(A block of data)

[START]

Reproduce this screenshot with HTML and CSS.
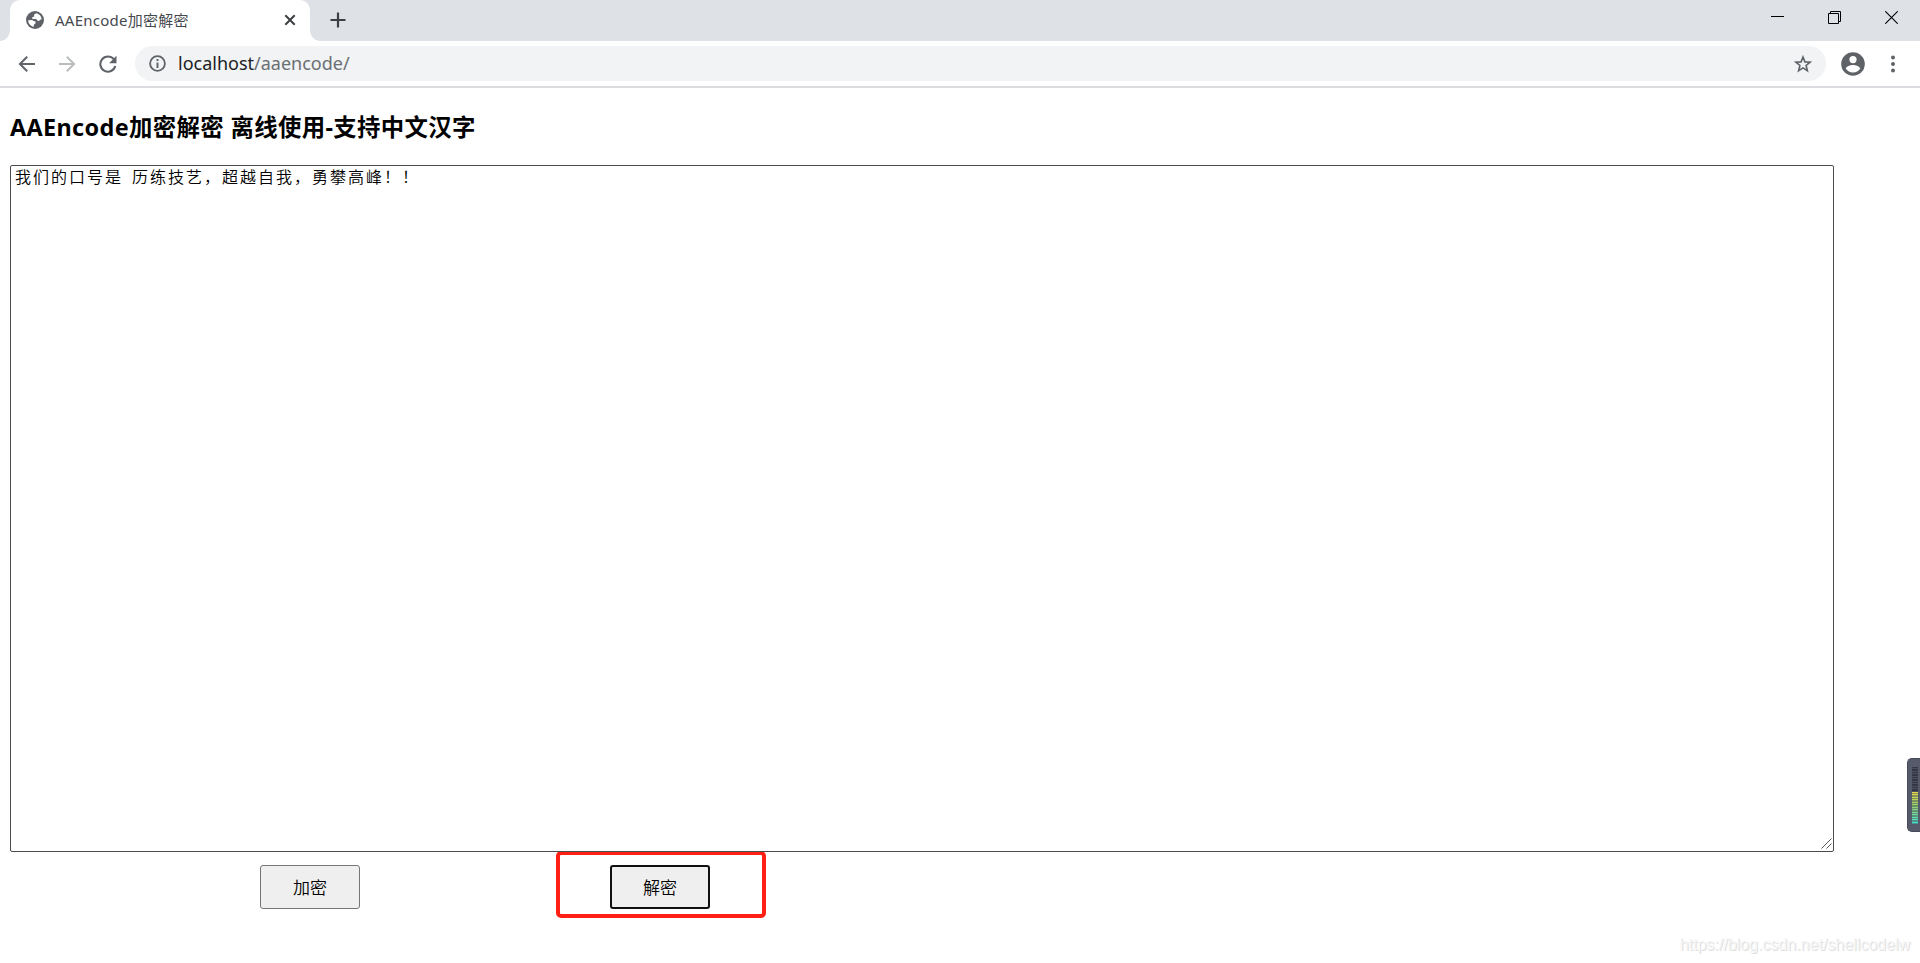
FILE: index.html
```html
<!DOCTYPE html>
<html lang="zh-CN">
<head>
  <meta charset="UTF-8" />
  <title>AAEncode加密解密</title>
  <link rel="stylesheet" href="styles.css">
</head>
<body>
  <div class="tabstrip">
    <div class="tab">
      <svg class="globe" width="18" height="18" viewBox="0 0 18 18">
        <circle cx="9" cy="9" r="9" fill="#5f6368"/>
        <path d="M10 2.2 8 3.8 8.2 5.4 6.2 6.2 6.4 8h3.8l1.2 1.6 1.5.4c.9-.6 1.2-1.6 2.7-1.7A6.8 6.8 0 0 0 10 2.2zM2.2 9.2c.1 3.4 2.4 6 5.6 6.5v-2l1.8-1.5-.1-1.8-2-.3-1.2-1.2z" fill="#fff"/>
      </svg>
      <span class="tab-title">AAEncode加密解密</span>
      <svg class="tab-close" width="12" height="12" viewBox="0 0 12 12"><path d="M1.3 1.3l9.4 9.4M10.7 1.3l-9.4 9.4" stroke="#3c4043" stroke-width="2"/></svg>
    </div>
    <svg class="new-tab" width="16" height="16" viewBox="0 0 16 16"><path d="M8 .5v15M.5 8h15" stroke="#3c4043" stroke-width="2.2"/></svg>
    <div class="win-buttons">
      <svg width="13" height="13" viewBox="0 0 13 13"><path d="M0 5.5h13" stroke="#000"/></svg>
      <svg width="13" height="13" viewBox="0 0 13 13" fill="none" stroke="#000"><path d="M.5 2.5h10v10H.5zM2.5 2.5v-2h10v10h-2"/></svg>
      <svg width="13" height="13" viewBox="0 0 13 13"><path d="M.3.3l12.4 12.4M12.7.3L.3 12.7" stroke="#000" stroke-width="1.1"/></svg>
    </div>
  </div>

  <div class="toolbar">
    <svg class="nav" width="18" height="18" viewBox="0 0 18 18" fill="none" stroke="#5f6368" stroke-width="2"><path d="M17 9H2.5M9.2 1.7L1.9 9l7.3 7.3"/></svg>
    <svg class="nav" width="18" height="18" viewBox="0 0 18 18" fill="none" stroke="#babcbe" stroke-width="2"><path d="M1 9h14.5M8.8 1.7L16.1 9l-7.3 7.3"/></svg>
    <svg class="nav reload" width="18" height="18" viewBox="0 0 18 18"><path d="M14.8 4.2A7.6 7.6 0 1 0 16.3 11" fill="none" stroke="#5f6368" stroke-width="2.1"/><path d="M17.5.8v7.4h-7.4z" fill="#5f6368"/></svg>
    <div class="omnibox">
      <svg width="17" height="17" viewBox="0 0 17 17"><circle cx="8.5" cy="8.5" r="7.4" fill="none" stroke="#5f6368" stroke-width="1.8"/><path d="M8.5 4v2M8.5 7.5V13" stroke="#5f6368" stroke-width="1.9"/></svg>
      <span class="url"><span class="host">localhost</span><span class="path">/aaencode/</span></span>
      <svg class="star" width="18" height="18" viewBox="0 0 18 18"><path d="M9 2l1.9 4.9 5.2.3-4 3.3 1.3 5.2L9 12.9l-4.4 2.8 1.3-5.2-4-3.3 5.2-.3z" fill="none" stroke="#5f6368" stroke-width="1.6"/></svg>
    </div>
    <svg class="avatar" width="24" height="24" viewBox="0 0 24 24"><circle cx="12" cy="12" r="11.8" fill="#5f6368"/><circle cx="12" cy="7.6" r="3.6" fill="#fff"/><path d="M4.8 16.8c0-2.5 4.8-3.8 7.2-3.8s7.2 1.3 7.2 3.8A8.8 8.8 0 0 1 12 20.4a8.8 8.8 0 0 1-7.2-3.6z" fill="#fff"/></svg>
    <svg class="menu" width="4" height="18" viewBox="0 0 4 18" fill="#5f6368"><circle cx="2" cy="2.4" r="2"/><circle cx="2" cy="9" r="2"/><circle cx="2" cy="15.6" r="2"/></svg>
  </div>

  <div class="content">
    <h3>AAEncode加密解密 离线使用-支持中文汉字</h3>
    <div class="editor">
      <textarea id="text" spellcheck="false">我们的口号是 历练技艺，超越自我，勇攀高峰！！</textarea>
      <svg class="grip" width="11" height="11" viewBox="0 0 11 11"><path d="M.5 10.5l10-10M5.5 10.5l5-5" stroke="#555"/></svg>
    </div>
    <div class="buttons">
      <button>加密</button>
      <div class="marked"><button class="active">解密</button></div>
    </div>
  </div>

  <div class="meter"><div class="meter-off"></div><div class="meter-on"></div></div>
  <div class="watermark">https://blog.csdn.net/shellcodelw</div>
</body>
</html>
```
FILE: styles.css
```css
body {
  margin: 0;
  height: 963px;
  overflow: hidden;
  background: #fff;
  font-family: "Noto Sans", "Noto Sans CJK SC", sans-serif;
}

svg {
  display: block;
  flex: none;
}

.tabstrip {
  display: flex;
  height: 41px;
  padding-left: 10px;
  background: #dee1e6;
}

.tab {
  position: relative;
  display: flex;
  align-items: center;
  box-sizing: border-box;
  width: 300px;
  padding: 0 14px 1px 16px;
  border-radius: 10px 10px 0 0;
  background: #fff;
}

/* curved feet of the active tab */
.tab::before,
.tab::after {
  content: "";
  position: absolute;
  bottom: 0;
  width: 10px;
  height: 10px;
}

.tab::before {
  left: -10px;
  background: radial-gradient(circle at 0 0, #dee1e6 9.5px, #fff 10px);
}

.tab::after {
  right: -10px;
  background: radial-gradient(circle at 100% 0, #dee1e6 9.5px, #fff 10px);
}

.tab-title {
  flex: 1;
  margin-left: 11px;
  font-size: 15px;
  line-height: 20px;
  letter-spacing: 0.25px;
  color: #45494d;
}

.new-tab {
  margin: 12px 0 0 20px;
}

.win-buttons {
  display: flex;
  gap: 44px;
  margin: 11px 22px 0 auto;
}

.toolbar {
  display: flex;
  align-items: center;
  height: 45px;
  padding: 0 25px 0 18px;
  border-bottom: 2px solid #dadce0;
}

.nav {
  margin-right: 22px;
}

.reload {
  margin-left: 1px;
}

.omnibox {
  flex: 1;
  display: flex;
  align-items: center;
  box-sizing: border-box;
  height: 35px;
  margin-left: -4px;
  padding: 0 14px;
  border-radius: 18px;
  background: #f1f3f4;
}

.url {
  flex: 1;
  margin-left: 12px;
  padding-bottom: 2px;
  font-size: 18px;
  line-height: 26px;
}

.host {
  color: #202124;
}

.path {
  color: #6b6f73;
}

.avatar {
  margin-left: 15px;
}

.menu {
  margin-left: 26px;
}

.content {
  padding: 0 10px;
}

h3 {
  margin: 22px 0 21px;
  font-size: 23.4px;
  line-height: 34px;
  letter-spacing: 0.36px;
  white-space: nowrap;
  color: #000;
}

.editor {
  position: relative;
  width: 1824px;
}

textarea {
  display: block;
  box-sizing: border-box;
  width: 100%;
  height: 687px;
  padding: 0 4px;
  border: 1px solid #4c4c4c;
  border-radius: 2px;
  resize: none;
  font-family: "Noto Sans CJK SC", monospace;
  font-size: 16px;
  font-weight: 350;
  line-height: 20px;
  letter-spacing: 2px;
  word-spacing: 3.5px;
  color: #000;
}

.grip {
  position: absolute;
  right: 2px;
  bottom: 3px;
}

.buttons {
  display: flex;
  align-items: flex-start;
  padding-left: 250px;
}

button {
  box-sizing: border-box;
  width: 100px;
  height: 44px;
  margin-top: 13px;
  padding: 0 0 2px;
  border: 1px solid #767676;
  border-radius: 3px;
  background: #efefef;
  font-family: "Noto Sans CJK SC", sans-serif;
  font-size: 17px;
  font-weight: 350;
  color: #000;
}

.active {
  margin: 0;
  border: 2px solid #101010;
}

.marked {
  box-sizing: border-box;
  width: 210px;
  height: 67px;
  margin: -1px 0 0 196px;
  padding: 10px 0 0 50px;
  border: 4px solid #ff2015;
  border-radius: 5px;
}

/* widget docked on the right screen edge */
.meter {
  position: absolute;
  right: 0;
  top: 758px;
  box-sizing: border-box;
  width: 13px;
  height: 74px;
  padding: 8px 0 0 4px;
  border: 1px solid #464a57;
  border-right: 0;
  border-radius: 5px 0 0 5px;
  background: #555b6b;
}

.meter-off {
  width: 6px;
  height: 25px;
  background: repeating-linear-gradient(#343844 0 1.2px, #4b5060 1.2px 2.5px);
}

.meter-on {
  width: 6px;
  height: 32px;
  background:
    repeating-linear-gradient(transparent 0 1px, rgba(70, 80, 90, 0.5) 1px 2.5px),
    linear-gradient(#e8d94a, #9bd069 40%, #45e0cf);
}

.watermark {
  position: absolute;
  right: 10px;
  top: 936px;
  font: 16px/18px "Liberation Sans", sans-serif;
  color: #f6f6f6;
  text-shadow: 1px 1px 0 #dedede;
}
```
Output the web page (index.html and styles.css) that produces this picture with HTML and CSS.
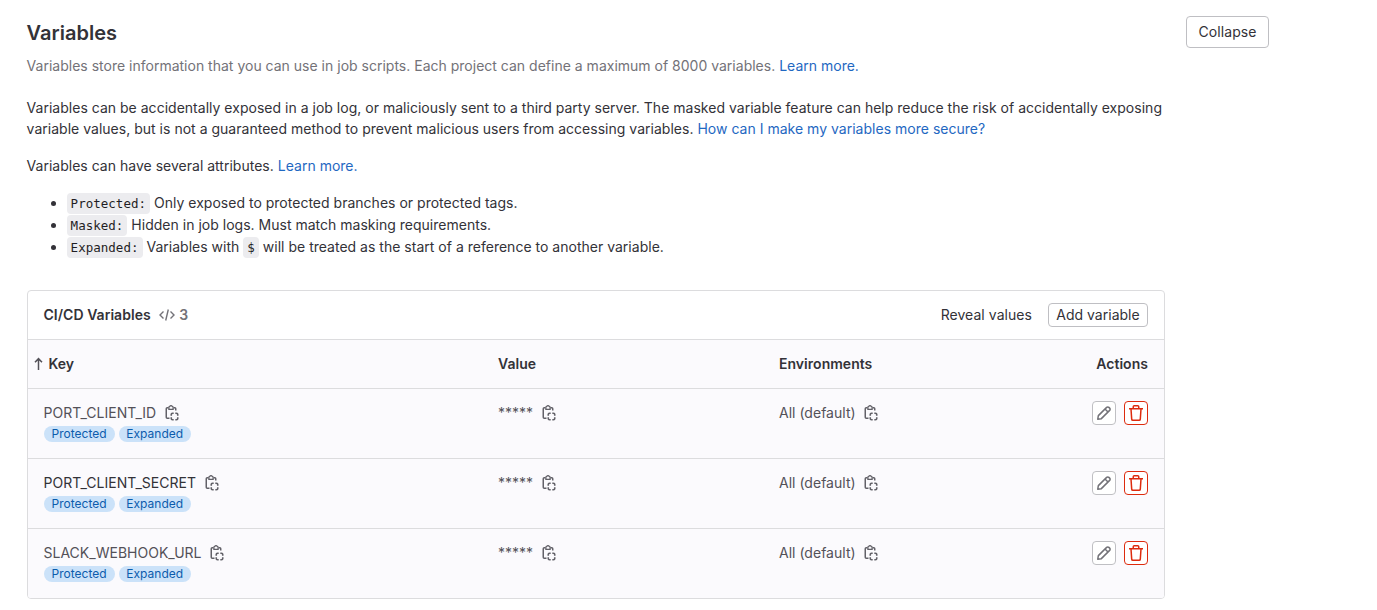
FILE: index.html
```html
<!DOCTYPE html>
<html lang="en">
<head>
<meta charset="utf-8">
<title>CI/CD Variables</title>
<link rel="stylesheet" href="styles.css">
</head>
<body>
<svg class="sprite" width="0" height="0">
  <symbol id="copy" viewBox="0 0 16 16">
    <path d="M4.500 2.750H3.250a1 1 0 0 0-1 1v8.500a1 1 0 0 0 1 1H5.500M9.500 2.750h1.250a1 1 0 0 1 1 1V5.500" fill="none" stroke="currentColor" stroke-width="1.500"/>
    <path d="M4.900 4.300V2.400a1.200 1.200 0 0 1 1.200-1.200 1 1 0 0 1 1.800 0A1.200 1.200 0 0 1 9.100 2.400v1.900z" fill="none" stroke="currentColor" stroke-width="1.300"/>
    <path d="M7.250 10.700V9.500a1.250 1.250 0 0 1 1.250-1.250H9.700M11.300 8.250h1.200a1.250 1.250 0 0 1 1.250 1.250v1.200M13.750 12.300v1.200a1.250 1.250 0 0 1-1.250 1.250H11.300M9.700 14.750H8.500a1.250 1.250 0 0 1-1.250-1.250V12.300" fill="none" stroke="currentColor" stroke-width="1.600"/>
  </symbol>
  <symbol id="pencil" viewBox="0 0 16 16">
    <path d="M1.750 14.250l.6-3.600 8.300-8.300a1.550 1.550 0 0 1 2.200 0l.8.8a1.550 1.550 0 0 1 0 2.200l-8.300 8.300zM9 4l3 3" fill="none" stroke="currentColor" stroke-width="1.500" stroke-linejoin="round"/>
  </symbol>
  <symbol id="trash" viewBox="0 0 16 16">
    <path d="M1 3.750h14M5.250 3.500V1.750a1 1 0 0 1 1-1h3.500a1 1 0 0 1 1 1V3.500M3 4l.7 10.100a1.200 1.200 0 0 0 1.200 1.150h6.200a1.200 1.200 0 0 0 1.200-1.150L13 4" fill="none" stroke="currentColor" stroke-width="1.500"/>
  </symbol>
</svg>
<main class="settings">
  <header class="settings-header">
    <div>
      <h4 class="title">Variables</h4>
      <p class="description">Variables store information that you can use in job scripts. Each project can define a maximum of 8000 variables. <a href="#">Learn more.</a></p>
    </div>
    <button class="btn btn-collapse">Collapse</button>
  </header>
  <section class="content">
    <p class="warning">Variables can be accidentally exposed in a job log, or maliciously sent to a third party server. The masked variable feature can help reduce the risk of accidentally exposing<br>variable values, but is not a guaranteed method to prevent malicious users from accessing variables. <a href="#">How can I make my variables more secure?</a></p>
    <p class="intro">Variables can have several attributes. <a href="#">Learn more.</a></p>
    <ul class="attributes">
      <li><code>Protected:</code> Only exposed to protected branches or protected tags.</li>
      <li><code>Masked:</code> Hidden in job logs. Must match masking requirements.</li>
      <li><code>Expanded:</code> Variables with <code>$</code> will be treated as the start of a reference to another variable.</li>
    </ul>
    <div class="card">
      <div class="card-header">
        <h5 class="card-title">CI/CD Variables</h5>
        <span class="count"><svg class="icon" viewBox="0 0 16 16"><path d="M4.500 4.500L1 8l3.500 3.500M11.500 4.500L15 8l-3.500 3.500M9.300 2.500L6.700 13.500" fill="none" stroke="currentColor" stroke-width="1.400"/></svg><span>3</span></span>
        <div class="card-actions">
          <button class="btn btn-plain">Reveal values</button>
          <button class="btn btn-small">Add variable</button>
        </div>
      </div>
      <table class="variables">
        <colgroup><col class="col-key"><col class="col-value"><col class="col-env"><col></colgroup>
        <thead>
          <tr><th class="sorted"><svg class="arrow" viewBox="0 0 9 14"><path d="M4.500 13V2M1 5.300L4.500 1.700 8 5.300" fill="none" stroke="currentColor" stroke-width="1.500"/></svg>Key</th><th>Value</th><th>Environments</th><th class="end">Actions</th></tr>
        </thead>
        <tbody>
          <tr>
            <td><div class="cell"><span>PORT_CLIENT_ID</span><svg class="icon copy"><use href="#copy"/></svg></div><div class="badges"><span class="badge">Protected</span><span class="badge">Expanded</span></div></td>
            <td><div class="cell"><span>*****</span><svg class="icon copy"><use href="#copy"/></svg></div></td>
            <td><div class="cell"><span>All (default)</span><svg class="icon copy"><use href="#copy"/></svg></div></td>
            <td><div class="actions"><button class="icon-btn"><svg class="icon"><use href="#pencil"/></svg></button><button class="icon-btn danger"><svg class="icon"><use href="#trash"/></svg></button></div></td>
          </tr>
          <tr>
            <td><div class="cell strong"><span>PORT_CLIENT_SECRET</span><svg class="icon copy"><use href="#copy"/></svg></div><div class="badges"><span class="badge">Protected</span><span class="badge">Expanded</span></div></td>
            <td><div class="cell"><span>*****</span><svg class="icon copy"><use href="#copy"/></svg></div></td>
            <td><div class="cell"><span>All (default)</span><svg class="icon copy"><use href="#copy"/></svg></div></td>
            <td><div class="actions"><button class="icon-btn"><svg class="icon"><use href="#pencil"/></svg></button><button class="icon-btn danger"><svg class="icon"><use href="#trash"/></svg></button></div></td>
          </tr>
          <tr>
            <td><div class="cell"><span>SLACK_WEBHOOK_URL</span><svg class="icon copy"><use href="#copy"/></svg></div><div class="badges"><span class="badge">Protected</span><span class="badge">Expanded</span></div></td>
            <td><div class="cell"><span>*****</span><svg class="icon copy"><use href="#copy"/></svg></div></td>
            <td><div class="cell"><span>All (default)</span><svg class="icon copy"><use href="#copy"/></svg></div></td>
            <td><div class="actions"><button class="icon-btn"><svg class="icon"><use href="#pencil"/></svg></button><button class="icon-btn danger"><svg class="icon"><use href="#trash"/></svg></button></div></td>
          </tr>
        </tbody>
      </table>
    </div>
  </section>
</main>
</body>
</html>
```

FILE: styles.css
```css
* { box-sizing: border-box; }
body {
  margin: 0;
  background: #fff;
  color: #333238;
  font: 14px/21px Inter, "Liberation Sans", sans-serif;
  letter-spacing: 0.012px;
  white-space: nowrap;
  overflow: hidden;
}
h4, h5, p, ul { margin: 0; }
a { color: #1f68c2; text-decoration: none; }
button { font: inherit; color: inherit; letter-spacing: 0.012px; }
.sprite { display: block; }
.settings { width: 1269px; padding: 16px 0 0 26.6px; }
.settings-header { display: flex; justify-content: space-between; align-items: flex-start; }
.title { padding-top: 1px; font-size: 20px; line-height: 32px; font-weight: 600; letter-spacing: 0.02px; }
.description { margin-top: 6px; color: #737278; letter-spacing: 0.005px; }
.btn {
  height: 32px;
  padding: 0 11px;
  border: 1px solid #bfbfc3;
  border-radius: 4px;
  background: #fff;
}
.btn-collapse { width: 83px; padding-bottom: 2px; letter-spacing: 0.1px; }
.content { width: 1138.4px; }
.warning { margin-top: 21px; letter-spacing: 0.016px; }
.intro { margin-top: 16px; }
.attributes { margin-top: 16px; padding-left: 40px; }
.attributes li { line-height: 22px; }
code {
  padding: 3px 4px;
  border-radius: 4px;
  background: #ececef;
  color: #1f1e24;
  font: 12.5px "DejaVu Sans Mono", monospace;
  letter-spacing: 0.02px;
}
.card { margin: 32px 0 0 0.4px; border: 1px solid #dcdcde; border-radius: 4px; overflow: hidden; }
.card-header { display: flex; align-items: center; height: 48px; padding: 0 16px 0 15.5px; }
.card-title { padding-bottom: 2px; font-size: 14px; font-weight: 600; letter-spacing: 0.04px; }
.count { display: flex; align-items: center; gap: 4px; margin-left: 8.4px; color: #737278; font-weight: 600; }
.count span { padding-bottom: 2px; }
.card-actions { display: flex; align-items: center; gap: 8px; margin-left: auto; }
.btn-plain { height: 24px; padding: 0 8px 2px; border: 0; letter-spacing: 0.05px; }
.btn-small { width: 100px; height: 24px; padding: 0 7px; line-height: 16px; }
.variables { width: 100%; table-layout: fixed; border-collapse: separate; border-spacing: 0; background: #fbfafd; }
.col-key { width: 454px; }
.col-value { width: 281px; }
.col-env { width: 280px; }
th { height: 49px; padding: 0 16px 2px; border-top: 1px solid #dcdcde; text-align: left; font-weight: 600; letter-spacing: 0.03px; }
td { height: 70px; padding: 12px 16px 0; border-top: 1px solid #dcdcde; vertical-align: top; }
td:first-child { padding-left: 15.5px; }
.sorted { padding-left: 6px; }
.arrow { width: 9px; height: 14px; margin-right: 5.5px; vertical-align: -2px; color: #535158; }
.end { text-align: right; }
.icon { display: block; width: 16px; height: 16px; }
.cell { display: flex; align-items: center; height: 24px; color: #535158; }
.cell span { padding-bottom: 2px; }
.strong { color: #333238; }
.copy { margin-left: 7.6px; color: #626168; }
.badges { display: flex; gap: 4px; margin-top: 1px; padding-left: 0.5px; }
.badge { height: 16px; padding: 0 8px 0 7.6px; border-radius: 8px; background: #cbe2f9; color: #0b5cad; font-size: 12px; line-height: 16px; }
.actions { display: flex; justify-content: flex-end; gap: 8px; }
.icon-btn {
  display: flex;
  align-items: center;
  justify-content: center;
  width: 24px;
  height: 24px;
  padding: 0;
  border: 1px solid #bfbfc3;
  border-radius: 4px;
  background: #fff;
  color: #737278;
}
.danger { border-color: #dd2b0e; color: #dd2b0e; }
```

[END]

What this task involves: Filter the listing above by the word "with"; copy each line that passes.

Task solution:
Reproduce this screenshot with HTML and CSS.
Output the web page (index.html and styles.css) that produces this picture with HTML and CSS.
      <li><code>Expanded:</code> Variables with <code>$</code> will be treated as the start of a reference to another variable.</li>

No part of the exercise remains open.